— start Supplied data —
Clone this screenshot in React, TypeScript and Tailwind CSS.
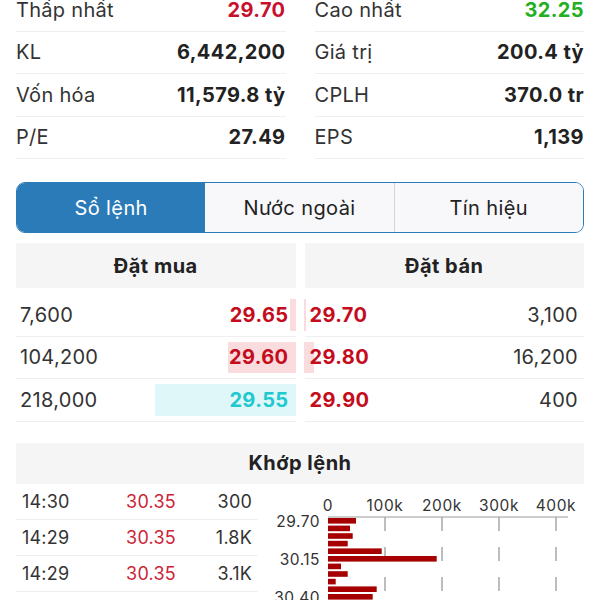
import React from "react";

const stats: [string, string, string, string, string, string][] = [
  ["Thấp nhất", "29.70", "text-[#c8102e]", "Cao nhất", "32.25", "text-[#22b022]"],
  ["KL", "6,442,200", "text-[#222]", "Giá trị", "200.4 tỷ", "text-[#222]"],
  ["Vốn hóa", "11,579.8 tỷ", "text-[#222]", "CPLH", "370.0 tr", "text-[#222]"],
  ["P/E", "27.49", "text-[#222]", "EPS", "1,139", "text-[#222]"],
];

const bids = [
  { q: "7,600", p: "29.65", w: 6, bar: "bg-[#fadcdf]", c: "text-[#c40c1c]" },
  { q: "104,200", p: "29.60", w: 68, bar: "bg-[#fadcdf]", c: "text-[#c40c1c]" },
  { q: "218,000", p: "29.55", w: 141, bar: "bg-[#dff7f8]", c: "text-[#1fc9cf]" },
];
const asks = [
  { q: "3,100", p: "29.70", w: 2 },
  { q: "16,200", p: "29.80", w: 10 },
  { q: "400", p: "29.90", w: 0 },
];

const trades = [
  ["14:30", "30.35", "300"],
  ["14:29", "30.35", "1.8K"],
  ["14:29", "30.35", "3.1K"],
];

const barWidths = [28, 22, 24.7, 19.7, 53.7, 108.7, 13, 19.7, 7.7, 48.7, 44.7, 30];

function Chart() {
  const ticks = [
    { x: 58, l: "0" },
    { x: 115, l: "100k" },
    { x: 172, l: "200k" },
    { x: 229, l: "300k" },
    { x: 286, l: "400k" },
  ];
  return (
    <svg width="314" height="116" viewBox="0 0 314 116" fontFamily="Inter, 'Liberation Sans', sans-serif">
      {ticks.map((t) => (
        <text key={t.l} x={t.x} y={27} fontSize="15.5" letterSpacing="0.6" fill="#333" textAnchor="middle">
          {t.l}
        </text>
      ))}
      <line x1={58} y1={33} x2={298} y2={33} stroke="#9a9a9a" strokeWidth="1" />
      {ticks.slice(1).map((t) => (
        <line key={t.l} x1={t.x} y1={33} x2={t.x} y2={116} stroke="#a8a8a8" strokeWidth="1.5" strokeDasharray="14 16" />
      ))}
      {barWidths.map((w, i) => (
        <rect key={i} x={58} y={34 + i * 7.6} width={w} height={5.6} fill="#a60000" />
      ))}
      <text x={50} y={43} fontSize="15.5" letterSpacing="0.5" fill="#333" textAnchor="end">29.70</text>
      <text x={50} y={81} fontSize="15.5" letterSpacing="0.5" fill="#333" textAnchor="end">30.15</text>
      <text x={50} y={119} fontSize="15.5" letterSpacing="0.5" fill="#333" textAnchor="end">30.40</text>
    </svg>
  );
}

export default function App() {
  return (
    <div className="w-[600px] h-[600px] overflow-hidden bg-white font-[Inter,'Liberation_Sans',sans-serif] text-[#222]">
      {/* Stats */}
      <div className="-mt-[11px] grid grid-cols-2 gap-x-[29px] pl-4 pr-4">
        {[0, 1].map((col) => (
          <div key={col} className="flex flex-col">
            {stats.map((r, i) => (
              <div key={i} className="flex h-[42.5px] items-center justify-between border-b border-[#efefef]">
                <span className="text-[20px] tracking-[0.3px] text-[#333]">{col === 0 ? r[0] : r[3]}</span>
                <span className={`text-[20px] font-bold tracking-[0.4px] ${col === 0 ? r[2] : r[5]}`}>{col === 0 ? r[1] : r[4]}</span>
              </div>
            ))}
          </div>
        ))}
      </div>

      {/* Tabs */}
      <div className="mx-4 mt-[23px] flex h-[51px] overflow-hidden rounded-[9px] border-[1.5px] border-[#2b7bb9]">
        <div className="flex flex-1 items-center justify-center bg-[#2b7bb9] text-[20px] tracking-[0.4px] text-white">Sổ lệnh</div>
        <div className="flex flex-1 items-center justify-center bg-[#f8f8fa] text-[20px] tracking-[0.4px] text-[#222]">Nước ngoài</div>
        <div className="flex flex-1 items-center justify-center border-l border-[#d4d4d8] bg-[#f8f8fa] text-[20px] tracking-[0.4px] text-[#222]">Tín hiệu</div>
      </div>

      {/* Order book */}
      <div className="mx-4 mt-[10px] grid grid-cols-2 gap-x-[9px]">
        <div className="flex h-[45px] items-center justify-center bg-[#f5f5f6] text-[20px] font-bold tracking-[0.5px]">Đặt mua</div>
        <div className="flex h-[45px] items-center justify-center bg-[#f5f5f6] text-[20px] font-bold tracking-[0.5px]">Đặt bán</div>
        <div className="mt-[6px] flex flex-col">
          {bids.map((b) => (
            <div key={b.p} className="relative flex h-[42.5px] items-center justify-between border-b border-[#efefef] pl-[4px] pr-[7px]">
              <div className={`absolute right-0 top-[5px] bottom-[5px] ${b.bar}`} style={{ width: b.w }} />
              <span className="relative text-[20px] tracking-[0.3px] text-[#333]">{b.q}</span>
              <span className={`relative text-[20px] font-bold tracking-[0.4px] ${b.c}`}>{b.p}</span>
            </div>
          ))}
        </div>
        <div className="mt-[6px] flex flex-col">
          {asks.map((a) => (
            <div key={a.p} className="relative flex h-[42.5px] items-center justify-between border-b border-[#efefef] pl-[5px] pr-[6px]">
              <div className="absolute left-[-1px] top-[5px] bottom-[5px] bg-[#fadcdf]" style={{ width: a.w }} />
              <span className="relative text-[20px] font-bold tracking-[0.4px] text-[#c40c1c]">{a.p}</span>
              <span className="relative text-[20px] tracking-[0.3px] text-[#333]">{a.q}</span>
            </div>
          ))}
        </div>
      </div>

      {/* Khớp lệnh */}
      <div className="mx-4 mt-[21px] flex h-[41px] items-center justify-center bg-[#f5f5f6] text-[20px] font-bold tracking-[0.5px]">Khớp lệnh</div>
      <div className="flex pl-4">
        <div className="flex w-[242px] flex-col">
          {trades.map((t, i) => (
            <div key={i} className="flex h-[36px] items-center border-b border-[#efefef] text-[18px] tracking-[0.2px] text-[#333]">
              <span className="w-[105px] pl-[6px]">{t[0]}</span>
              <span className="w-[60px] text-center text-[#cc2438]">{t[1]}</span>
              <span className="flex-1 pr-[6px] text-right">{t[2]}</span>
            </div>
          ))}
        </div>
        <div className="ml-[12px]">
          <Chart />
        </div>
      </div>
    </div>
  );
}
— end Supplied data —
▸ Short task: Reproduce the material above exactly, first line through the line that contains "48.7, 44.7, 30];", minus the pictures.

▸ Solution:
Clone this screenshot in React, TypeScript and Tailwind CSS.
import React from "react";

const stats: [string, string, string, string, string, string][] = [
  ["Thấp nhất", "29.70", "text-[#c8102e]", "Cao nhất", "32.25", "text-[#22b022]"],
  ["KL", "6,442,200", "text-[#222]", "Giá trị", "200.4 tỷ", "text-[#222]"],
  ["Vốn hóa", "11,579.8 tỷ", "text-[#222]", "CPLH", "370.0 tr", "text-[#222]"],
  ["P/E", "27.49", "text-[#222]", "EPS", "1,139", "text-[#222]"],
];

const bids = [
  { q: "7,600", p: "29.65", w: 6, bar: "bg-[#fadcdf]", c: "text-[#c40c1c]" },
  { q: "104,200", p: "29.60", w: 68, bar: "bg-[#fadcdf]", c: "text-[#c40c1c]" },
  { q: "218,000", p: "29.55", w: 141, bar: "bg-[#dff7f8]", c: "text-[#1fc9cf]" },
];
const asks = [
  { q: "3,100", p: "29.70", w: 2 },
  { q: "16,200", p: "29.80", w: 10 },
  { q: "400", p: "29.90", w: 0 },
];

const trades = [
  ["14:30", "30.35", "300"],
  ["14:29", "30.35", "1.8K"],
  ["14:29", "30.35", "3.1K"],
];

const barWidths = [28, 22, 24.7, 19.7, 53.7, 108.7, 13, 19.7, 7.7, 48.7, 44.7, 30];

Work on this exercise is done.